** TASK OBJECTIVE **
Copy all lines in which the word "React" can be found.

** AVAILABLE DATA **
____________

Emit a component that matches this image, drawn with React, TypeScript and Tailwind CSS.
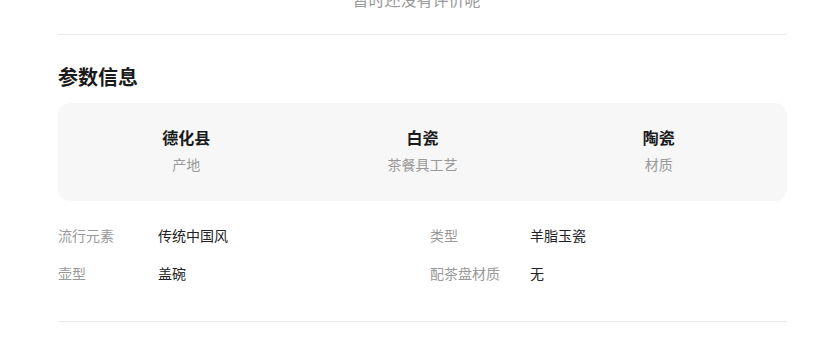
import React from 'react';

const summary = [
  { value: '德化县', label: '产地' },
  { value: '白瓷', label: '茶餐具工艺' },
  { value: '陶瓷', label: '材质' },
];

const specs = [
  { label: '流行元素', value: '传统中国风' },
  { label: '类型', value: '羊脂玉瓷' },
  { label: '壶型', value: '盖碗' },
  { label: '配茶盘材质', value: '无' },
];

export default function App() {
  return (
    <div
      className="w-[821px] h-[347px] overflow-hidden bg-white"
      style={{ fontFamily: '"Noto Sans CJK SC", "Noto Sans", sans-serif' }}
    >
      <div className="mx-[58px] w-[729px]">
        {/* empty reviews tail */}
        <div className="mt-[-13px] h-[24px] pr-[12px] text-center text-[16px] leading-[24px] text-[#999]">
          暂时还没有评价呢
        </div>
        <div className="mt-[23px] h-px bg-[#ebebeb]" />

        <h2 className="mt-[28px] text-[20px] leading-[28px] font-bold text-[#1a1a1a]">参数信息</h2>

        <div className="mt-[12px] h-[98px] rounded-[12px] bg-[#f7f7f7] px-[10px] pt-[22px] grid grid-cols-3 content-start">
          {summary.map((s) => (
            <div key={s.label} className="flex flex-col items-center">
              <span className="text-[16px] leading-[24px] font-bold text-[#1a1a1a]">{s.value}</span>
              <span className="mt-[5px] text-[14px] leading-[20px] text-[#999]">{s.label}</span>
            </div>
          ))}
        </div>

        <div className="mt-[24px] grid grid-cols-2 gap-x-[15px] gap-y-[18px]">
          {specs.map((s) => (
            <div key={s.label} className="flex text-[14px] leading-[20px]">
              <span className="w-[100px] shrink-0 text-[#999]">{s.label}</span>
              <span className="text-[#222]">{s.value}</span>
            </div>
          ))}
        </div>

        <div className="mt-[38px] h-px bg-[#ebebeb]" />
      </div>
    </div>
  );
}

____________

** ANSWER FOR THIS EXERCISE **
Emit a component that matches this image, drawn with React, TypeScript and Tailwind CSS.
import React from 'react';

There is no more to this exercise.